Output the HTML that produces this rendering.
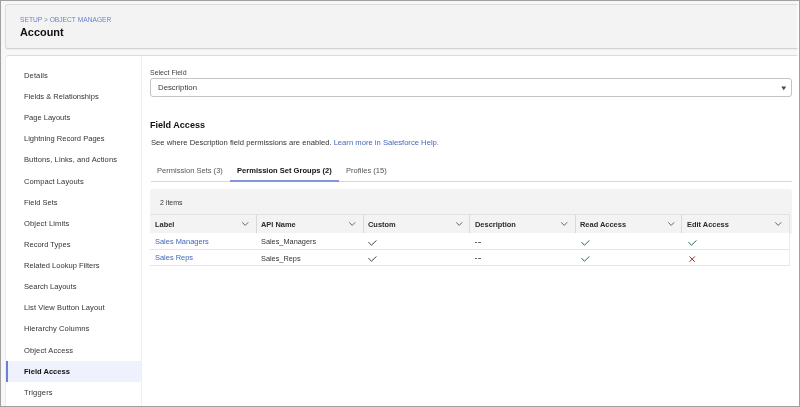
<!DOCTYPE html>
<html><head><meta charset="utf-8"><style>
html,body{margin:0;padding:0;}
body{width:800px;height:407px;position:relative;overflow:hidden;background:#f7f7f7;font-family:"Liberation Sans",sans-serif;}
.t{position:absolute;white-space:nowrap;line-height:1;will-change:transform;}
#rcol{position:absolute;left:797px;top:0;width:2px;height:407px;background:rgba(255,255,255,0.65);z-index:49;}
#frame{position:absolute;left:0;top:0;width:798px;height:405px;border:1px solid #a0a0a0;z-index:50;pointer-events:none;}
#hdr{position:absolute;left:5px;top:4px;width:800px;height:43px;background:#f3f3f3;border:1px solid #dcdcdc;border-bottom-color:#d2d2d2;border-radius:3px;box-shadow:0 1px 1px rgba(0,0,0,0.04);}
#main{position:absolute;left:5px;top:55px;width:800px;height:360px;background:#fff;border:1px solid #ececec;border-top-color:#dcdcdc;border-radius:4px;}
#sidediv{position:absolute;left:140.5px;top:56px;width:1px;height:352px;background:#efefef;}
#sel{position:absolute;left:6px;width:134.5px;height:20.6px;background:#eff2fd;border-left:2px solid #6a7ee0;box-sizing:border-box;}
#sel-box{position:absolute;left:150px;top:78px;width:641.5px;height:18.6px;box-sizing:border-box;border:1px solid #c4c4c4;border-radius:3px;background:#fff;}
#tabline{position:absolute;left:150.5px;top:180.8px;width:641px;height:1px;background:#d8d8d8;}
#tabact{position:absolute;left:230.3px;top:179.8px;width:109px;height:2px;background:#8594dc;}
#tcard{position:absolute;left:150px;top:188.5px;width:642px;height:45px;background:#f3f3f3;border-radius:3px 3px 0 0;}
#thead{position:absolute;left:150px;top:214px;width:640px;height:19.5px;background:#f3f3f3;border-top:1px solid #e2e2e2;border-bottom:1px solid #e2e2e2;border-right:1px solid #e2e2e2;box-sizing:border-box;}
.vdiv{position:absolute;top:215px;width:1px;height:17.5px;background:#dadada;}
.dash{position:absolute;width:2.7px;height:1px;background:#666;}
.hrow{position:absolute;left:150px;width:640px;height:1px;background:#e6e6e6;}
#rows{position:absolute;left:150px;top:233px;width:640px;height:33px;background:#fff;border-right:1px solid #ececec;box-sizing:border-box;}
</style></head><body>
<div id="frame"></div><div id="rcol"></div>
<div id="hdr"></div>
<div class="t" style="left:19.80px;top:17.16px;font-size:6.66px;color:#6884d2;font-weight:normal;">SETUP <span style="color:#8a8a8a">&gt;</span> OBJECT MANAGER</div>
<div class="t" style="left:20.20px;top:27.27px;font-size:10.9px;color:#111;font-weight:bold;">Account</div>
<div id="main"></div>
<div id="sidediv"></div>
<div class="t" style="left:24.00px;top:72.01px;font-size:7.55px;color:#333;font-weight:normal;letter-spacing:0.12px">Details</div>
<div class="t" style="left:24.00px;top:93.13px;font-size:7.55px;color:#333;font-weight:normal;">Fields &amp; Relationships</div>
<div class="t" style="left:24.00px;top:114.25px;font-size:7.55px;color:#333;font-weight:normal;">Page Layouts</div>
<div class="t" style="left:24.00px;top:135.37px;font-size:7.55px;color:#333;font-weight:normal;">Lightning Record Pages</div>
<div class="t" style="left:24.00px;top:156.49px;font-size:7.55px;color:#333;font-weight:normal;letter-spacing:0.09px">Buttons, Links, and Actions</div>
<div class="t" style="left:24.00px;top:177.61px;font-size:7.55px;color:#333;font-weight:normal;letter-spacing:0.07px">Compact Layouts</div>
<div class="t" style="left:24.00px;top:198.73px;font-size:7.55px;color:#333;font-weight:normal;">Field Sets</div>
<div class="t" style="left:24.00px;top:219.85px;font-size:7.55px;color:#333;font-weight:normal;letter-spacing:0.14px">Object Limits</div>
<div class="t" style="left:24.00px;top:240.97px;font-size:7.55px;color:#333;font-weight:normal;">Record Types</div>
<div class="t" style="left:24.00px;top:262.09px;font-size:7.55px;color:#333;font-weight:normal;">Related Lookup Filters</div>
<div class="t" style="left:24.00px;top:283.21px;font-size:7.55px;color:#333;font-weight:normal;">Search Layouts</div>
<div class="t" style="left:24.00px;top:304.33px;font-size:7.55px;color:#333;font-weight:normal;letter-spacing:0.085px">List View Button Layout</div>
<div class="t" style="left:24.00px;top:325.45px;font-size:7.55px;color:#333;font-weight:normal;letter-spacing:0.07px">Hierarchy Columns</div>
<div class="t" style="left:24.00px;top:346.57px;font-size:7.55px;color:#333;font-weight:normal;letter-spacing:0.11px">Object Access</div>
<div id="sel" style="top:361.3px"></div>
<div class="t" style="left:24.00px;top:367.69px;font-size:7.55px;color:#111;font-weight:bold;">Field Access</div>
<div class="t" style="left:24.00px;top:388.81px;font-size:7.55px;color:#333;font-weight:normal;letter-spacing:0.17px">Triggers</div>
<div class="t" style="left:150.20px;top:68.87px;font-size:7.0px;color:#444;font-weight:normal;">Select Field</div>
<div id="sel-box"></div>
<div class="t" style="left:158.00px;top:84.20px;font-size:7.8px;color:#3a3a3a;font-weight:normal;">Description</div>
<svg style="position:absolute;left:780.6px;top:85.6px" width="6" height="5" viewBox="0 0 6 5"><path d="M0.3 0.5 L5.2 0.5 L2.75 4.2 Z" fill="#4a4a4a"/></svg>
<div class="t" style="left:150.30px;top:121.24px;font-size:9.05px;color:#111;font-weight:bold;">Field Access</div>
<div class="t" style="left:150.60px;top:139.32px;font-size:7.65px;color:#333;font-weight:normal;">See where Description field permissions are enabled. <span style="color:#4268b8">Learn more in Salesforce Help.</span></div>
<div class="t" style="left:157.00px;top:167.41px;font-size:7.55px;color:#555;font-weight:normal;">Permission Sets (3)</div>
<div class="t" style="left:237.30px;top:167.41px;font-size:7.55px;color:#111;font-weight:bold;">Permission Set Groups (2)</div>
<div class="t" style="left:346.20px;top:167.41px;font-size:7.55px;color:#555;font-weight:normal;">Profiles (15)</div>
<div id="tabline"></div><div id="tabact"></div>
<div id="tcard"></div>
<div class="t" style="left:159.50px;top:199.47px;font-size:7.0px;color:#3a3a3a;font-weight:normal;">2 items</div>
<div id="thead"></div>
<div class="t" style="left:154.80px;top:220.99px;font-size:7.45px;color:#2b2b2b;font-weight:bold;">Label</div>
<svg style="position:absolute;left:241.30px;top:221.2px" width="8" height="6" viewBox="0 0 8 6"><path d="M1.2 1.3 L4.2 4.4 L7.2 1.3" fill="none" stroke="#606060" stroke-width="0.95"/></svg>
<div class="t" style="left:261.30px;top:220.99px;font-size:7.45px;color:#2b2b2b;font-weight:bold;">API Name</div>
<svg style="position:absolute;left:348.20px;top:221.2px" width="8" height="6" viewBox="0 0 8 6"><path d="M1.2 1.3 L4.2 4.4 L7.2 1.3" fill="none" stroke="#606060" stroke-width="0.95"/></svg>
<div class="vdiv" style="left:256px"></div>
<div class="t" style="left:368.20px;top:220.99px;font-size:7.45px;color:#2b2b2b;font-weight:bold;">Custom</div>
<svg style="position:absolute;left:454.80px;top:221.2px" width="8" height="6" viewBox="0 0 8 6"><path d="M1.2 1.3 L4.2 4.4 L7.2 1.3" fill="none" stroke="#606060" stroke-width="0.95"/></svg>
<div class="vdiv" style="left:363px"></div>
<div class="t" style="left:474.80px;top:220.99px;font-size:7.45px;color:#2b2b2b;font-weight:bold;">Description</div>
<svg style="position:absolute;left:560.40px;top:221.2px" width="8" height="6" viewBox="0 0 8 6"><path d="M1.2 1.3 L4.2 4.4 L7.2 1.3" fill="none" stroke="#606060" stroke-width="0.95"/></svg>
<div class="vdiv" style="left:469px"></div>
<div class="t" style="left:580.40px;top:220.99px;font-size:7.45px;color:#2b2b2b;font-weight:bold;">Read Access</div>
<svg style="position:absolute;left:666.60px;top:221.2px" width="8" height="6" viewBox="0 0 8 6"><path d="M1.2 1.3 L4.2 4.4 L7.2 1.3" fill="none" stroke="#606060" stroke-width="0.95"/></svg>
<div class="vdiv" style="left:575px"></div>
<div class="t" style="left:686.60px;top:220.99px;font-size:7.45px;color:#2b2b2b;font-weight:bold;">Edit Access</div>
<svg style="position:absolute;left:774.30px;top:221.2px" width="8" height="6" viewBox="0 0 8 6"><path d="M1.2 1.3 L4.2 4.4 L7.2 1.3" fill="none" stroke="#606060" stroke-width="0.95"/></svg>
<div class="vdiv" style="left:681px"></div>
<div id="rows"></div>
<div class="hrow" style="top:249px"></div><div class="hrow" style="top:265px"></div>
<div class="t" style="left:155.00px;top:238.39px;font-size:7.45px;color:#4268b8;font-weight:normal;">Sales Managers</div>
<div class="t" style="left:261.40px;top:238.48px;font-size:7.35px;color:#333;font-weight:normal;">Sales_Managers</div>
<svg style="position:absolute;left:368.20px;top:240.00px" width="10" height="7" viewBox="0 0 10 7"><path d="M0.4 2.1 L3.4 5.2 L8.5 0.4" fill="none" stroke="#3e3e3c" stroke-width="0.95"/></svg>
<div class="dash" style="left:474.8px;top:242px"></div><div class="dash" style="left:478.3px;top:242px"></div>
<svg style="position:absolute;left:581.00px;top:240.00px" width="10" height="7" viewBox="0 0 10 7"><path d="M0.4 2.1 L3.4 5.2 L8.5 0.4" fill="none" stroke="#20693f" stroke-width="0.95"/></svg>
<svg style="position:absolute;left:687.90px;top:240.00px" width="10" height="7" viewBox="0 0 10 7"><path d="M0.4 2.1 L3.4 5.2 L8.5 0.4" fill="none" stroke="#20693f" stroke-width="0.95"/></svg>
<div class="t" style="left:155.00px;top:254.49px;font-size:7.45px;color:#4268b8;font-weight:normal;">Sales Reps</div>
<div class="t" style="left:261.40px;top:254.58px;font-size:7.35px;color:#333;font-weight:normal;">Sales_Reps</div>
<svg style="position:absolute;left:368.20px;top:255.60px" width="10" height="7" viewBox="0 0 10 7"><path d="M0.4 2.1 L3.4 5.2 L8.5 0.4" fill="none" stroke="#3e3e3c" stroke-width="0.95"/></svg>
<div class="dash" style="left:474.8px;top:258px"></div><div class="dash" style="left:478.3px;top:258px"></div>
<svg style="position:absolute;left:581.00px;top:255.60px" width="10" height="7" viewBox="0 0 10 7"><path d="M0.4 2.1 L3.4 5.2 L8.5 0.4" fill="none" stroke="#20693f" stroke-width="0.95"/></svg>
<svg style="position:absolute;left:688.90px;top:255.80px" width="7" height="7" viewBox="0 0 7 7"><path d="M0.5 0.5 L5.8 5.8 M5.8 0.5 L0.5 5.8" fill="none" stroke="#ad2a2a" stroke-width="1.0"/></svg>
</body></html>
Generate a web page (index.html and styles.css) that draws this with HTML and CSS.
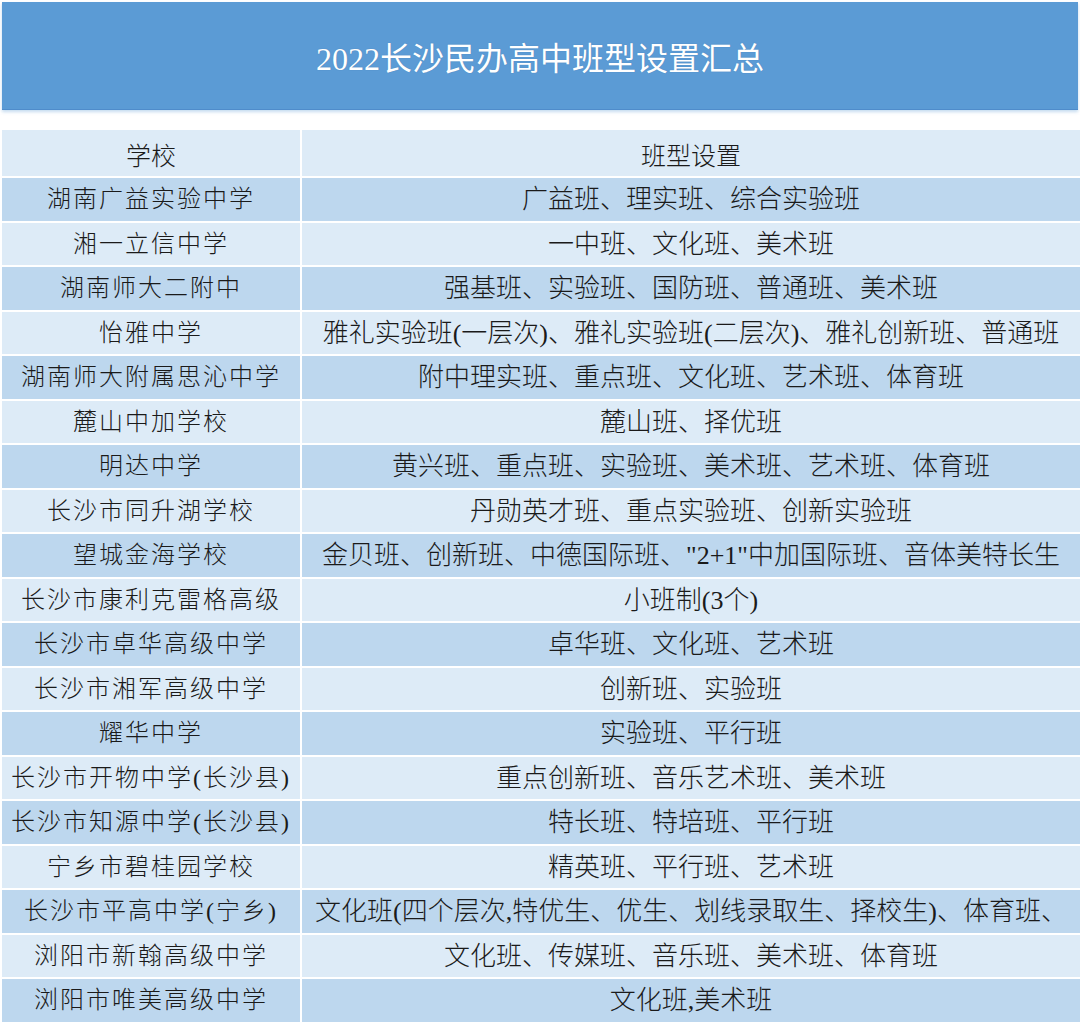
# # # #
EXERCISE INSTRUCTIONS> Find all lines where the word "index" appears. Copy them.

IN RESPONSE>
#rcol{position:absolute;left:797px;top:0;width:2px;height:407px;background:rgba(255,255,255,0.65);z-index:49;}
#frame{position:absolute;left:0;top:0;width:798px;height:405px;border:1px solid #a0a0a0;z-index:50;pointer-events:none;}
Generate a web page (index.html and styles.css) that draws this with HTML and CSS.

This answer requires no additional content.